Chris Myers, 29, is a black playwright, filmmaker, and actor who grew up in New York, and is currently working on a comedy series about gentrification. He’s said seeing the gentrification of the uptown Manhattan neighborhoods he was raised in fills him with a profound sadness. But he said he’s not as angry at gentrifying artists as he is at the system that brought them to New York.
“They’re part of this education-industrial complex,” he said. “They get a BFA or an MFA, and move to New York. But most of these schools are mediocre and don’t prepare people to actually succeed in the arts or acting. They’re here taking up valuable space because they’ve been led, almost criminally, to believe they can succeed when they can’t. Their parents float them rent for a couple of years, and then they leave, or they end up working in a non-creative field. Meanwhile they’re taking up the housing of families that were here before them.”
But artists cannot gentrify on their own. While white artists from MFA programs are often in a relatively privileged position compared to the working class populations of U.S. cities, they do not have the power to build condos, change zoning laws, and give tax breaks to corporations. State intervention is the often-forgotten part of the artist-as-gentrifier puzzle.
Researchers have long identified four distinct stages of gentrification. The first is when the artists, so-called hipsters, and other individuals move into a low-income neighborhood and start repairing its often vacant structures. The fourth is when gentrification is mostly carried out by developer conversions and an influx of business or managerial middle class. But in my recent book, How to Kill a City: Gentrification, Inequality, and the Fight for the Neighborhood (2017), I argued there’s nearly always a stage 0, when a city opens itself up to gentrification. The authors of “The Fine Art of Gentrification” found that government grants and tax breaks to developers were a necessary component of the East Village’s gentrification-by-art in the 1980s. The artists wanted to be there, but they needed government assistance for permanent change to really take hold.

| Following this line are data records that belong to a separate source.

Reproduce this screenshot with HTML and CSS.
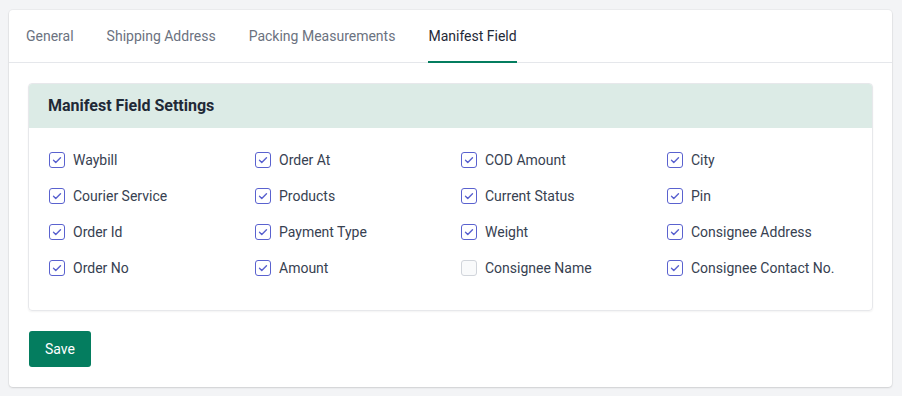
FILE: index.html
```html
<!DOCTYPE html>
<html>
	<head>
		<meta charset="UTF-8">
		<meta name="viewport" content="width=device-width, initial-scale=1.0">
		<title>Manifest Field</title>
		<link rel="stylesheet" href="styles.css">
	</head>

	<body>
		<div class="card">
			<nav class="tabs">
				<a class="tab">General</a>
				<a class="tab">Shipping Address</a>
				<a class="tab">Packing Measurements</a>
				<a class="tab active">Manifest Field</a>
			</nav>
			<div class="card-body">
				<section class="panel">
					<div class="panel-head">Manifest Field Settings</div>
					<div class="fields">
						<label class="field"><span class="box on"><svg viewBox="0 0 16 16"><path d="M4 8.3l2.6 2.6L12 5.4"/></svg></span>Waybill</label>
						<label class="field"><span class="box on"><svg viewBox="0 0 16 16"><path d="M4 8.3l2.6 2.6L12 5.4"/></svg></span>Order At</label>
						<label class="field"><span class="box on"><svg viewBox="0 0 16 16"><path d="M4 8.3l2.6 2.6L12 5.4"/></svg></span>COD Amount</label>
						<label class="field"><span class="box on"><svg viewBox="0 0 16 16"><path d="M4 8.3l2.6 2.6L12 5.4"/></svg></span>City</label>

						<label class="field"><span class="box on"><svg viewBox="0 0 16 16"><path d="M4 8.3l2.6 2.6L12 5.4"/></svg></span>Courier Service</label>
						<label class="field"><span class="box on"><svg viewBox="0 0 16 16"><path d="M4 8.3l2.6 2.6L12 5.4"/></svg></span>Products</label>
						<label class="field"><span class="box on"><svg viewBox="0 0 16 16"><path d="M4 8.3l2.6 2.6L12 5.4"/></svg></span>Current Status</label>
						<label class="field"><span class="box on"><svg viewBox="0 0 16 16"><path d="M4 8.3l2.6 2.6L12 5.4"/></svg></span>Pin</label>

						<label class="field"><span class="box on"><svg viewBox="0 0 16 16"><path d="M4 8.3l2.6 2.6L12 5.4"/></svg></span>Order Id</label>
						<label class="field"><span class="box on"><svg viewBox="0 0 16 16"><path d="M4 8.3l2.6 2.6L12 5.4"/></svg></span>Payment Type</label>
						<label class="field"><span class="box on"><svg viewBox="0 0 16 16"><path d="M4 8.3l2.6 2.6L12 5.4"/></svg></span>Weight</label>
						<label class="field"><span class="box on"><svg viewBox="0 0 16 16"><path d="M4 8.3l2.6 2.6L12 5.4"/></svg></span>Consignee Address</label>

						<label class="field"><span class="box on"><svg viewBox="0 0 16 16"><path d="M4 8.3l2.6 2.6L12 5.4"/></svg></span>Order No</label>
						<label class="field"><span class="box on"><svg viewBox="0 0 16 16"><path d="M4 8.3l2.6 2.6L12 5.4"/></svg></span>Amount</label>
						<label class="field"><span class="box"></span>Consignee Name</label>
						<label class="field"><span class="box on"><svg viewBox="0 0 16 16"><path d="M4 8.3l2.6 2.6L12 5.4"/></svg></span>Consignee Contact No.</label>
					</div>
				</section>
				<button class="btn-save">Save</button>
			</div>
		</div>
	</body>
</html>
```

FILE: styles.css
```css
* {
	padding: 0;
	margin: 0;
	box-sizing: border-box;
}

body {
	background: #f3f4f6;
	padding: 10px 10px 9px 9px;
	font-family: Roboto, "Liberation Sans", sans-serif;
	font-size: 14px;
	color: #374151;
}

.card {
	background: #fff;
	border-radius: 4px;
	box-shadow: 0 1px 2px rgba(0, 0, 0, 0.12), 0 0 0 1px rgba(0, 0, 0, 0.03);
}

.tabs {
	display: flex;
	gap: 33px;
	padding: 0 17px;
	border-bottom: 1px solid #e5e7eb;
}

.tab {
	padding: 16px 0 15px;
	line-height: 20px;
	color: #6b7280;
	border-bottom: 2px solid transparent;
	margin-bottom: -1px;
}

.tab.active {
	color: #1f2937;
	border-bottom-color: #047d5f;
}

.card-body {
	padding: 20px 19px;
}

.panel {
	border: 1px solid #e7e8eb;
	border-radius: 4px;
	box-shadow: 0 1px 2px rgba(0, 0, 0, 0.05);
	overflow: hidden;
}

.panel-head {
	background: #dcebe6;
	padding: 12px 19px;
	height: 44px;
	line-height: 20px;
	font-size: 16px;
	font-weight: 700;
	color: #1f2937;
}

.fields {
	display: grid;
	grid-template-columns: repeat(4, 206px);
	row-gap: 16px;
	padding: 22px 20px 32px;
}

.field {
	display: flex;
	align-items: center;
	gap: 8px;
	line-height: 20px;
	color: #374151;
}

.box {
	width: 16px;
	height: 16px;
	border: 1px solid #d1d5db;
	border-radius: 3px;
	background: #f9fafb;
	display: flex;
	align-items: center;
	justify-content: center;
}

.box.on {
	background: #fff;
	border: 1.5px solid #5a62cf;
}

.box svg {
	width: 14px;
	height: 14px;
	fill: none;
	stroke: #5a62cf;
	stroke-width: 1.6;
	stroke-linecap: round;
	stroke-linejoin: round;
}

.btn-save {
	margin: 20px 0 0 1px;
	height: 36px;
	padding: 0 16px;
	border: none;
	border-radius: 3px;
	background: #047d5f;
	color: #fff;
	font-family: Roboto, "Liberation Sans", sans-serif;
	font-size: 14px;
}
```
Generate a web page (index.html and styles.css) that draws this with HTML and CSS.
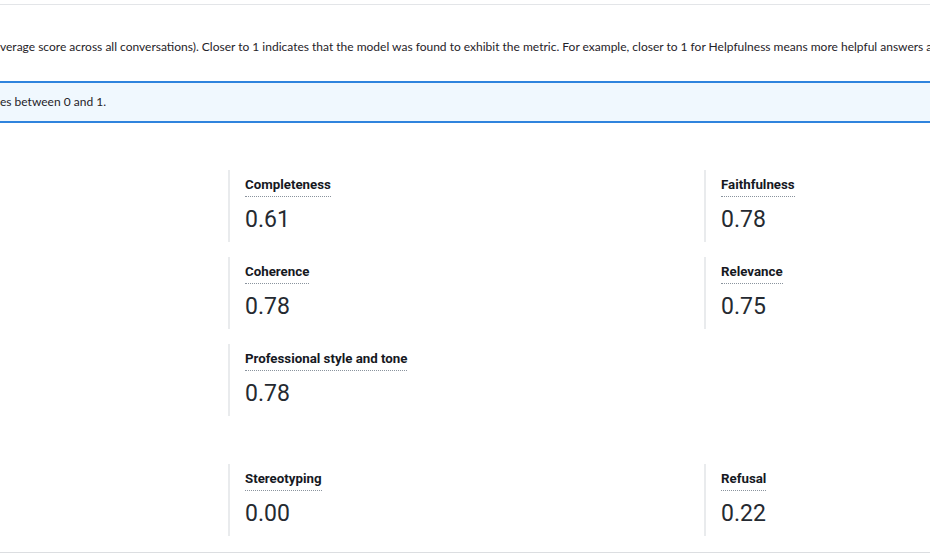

“There’s an unconscious collaboration between artists interested in living in gentrifying cities, and the market forces and developers who benefit from them,” Becky Amato associate director of Civic Engagement Initiatives at the Gallatin School at NYU said.
Similarly, the conversion of SoHo from factories to artists lofts (and now high-end retail space) was not a natural progression. Sharon Zukin, the author of Loft Living: Culture and Capital in Urban Change (1982), a landmark study on artists and gentrification published in the 1980s, found that most manufacturers would have stayed in SoHo were it not for city-sponsored rezonings and law tweaks that allowed artists to create live/work spaces, and the tax breaks that incentivized the conversion of industrial spaces into residential ones. And Williamsburg and Greenpoint in Brooklyn could not have gentrified to the same degree as they did if it weren’t for Mayor Bloomberg’s 2005 rezoning of 170 blocks of the neighborhoods, which allowed high-density luxury housing to rise across both. That rezoning pushed up prices in the area, and pushed a lot of artists to neighboring Bushwick, where some end up yarn-bombing the houses of long-time locals.
Artists in 2017 are still so closely associated with gentrification because they often participate in it. But gentrification is so common, so widespread these days, that artists—once the first-wave “pioneers” of neighborhoods—are often no longer needed. Cities are skipping the first few phases of gentrification, and going straight to the top-down development part, plunking new condos in abandoned parts of Detroit, Cleveland, New Orleans, and virtually every other mid-sized American city. Often these projects come with some of the aesthetics that hark back to artist-led gentrification. Developers will hire street artists to cover a new condo in depoliticized, decontextualized graffiti. Kara Walker was hired by Creative Time, whose co-chair is also the head of multi-billion dollar development company, Two Trees, to create a work of art at the former Domino sugar factory in Williamsburg, a real-estate project that had become a focal point of anti-gentrification activism.
But while art can be used to help gentrify a community, artists as a group are no longer a necessary part of the process—they’re no longer the “pioneers” that signal to other, richer people that a neighborhood is now okay to move into.
“There’s been such a widespread culturalization and aestheticization of urban lifestyles that artists no longer have to show the middle and upper-class gentrifiers how to live,” Sharon Zukin said. In other words, we’ve gotten so used to gentrification, so accustomed to its look, its feel, its violence, that artists no longer have to lead other gentrifiers by the hand into the process; yuppies, developers, and everyone else feel comfortable doing it on their own.
Still, anti-gentrification activists say artists can work against the process that turns their lives and work into policies and projects that lead to displacement. A group of activists working on an anti-gentrification project in Boyle Heights, in Los Angeles, where an art gallery is currently embroiled in a development controversy, suggest that artists participate in housing activism, get involved with their local communities and refuse to use their art to promote spaces of gentrification—e.g. white-owned galleries and art spaces in majority-black or Latino neighborhoods. Sarah Schulman suggested that artists fight for rent control laws and more affordable housing, which would benefit both artists and the low-income people they threaten to displace.
Those interested in concrete ways to fight gentrification can start by reaching out to a local group, like the Brooklyn Anti-Gentrification Network, San Francisco’s Causa Justa :: Just Cause, the Los Angeles Tenants Union, or the nationally focused Right To The City Alliance. Artists often work insularly and socialize mostly with others in the field. Combating gentrification may mean getting out of that bubble, and linking up with resistance movements which may have little in common with the art world, but which are in desperate need of help.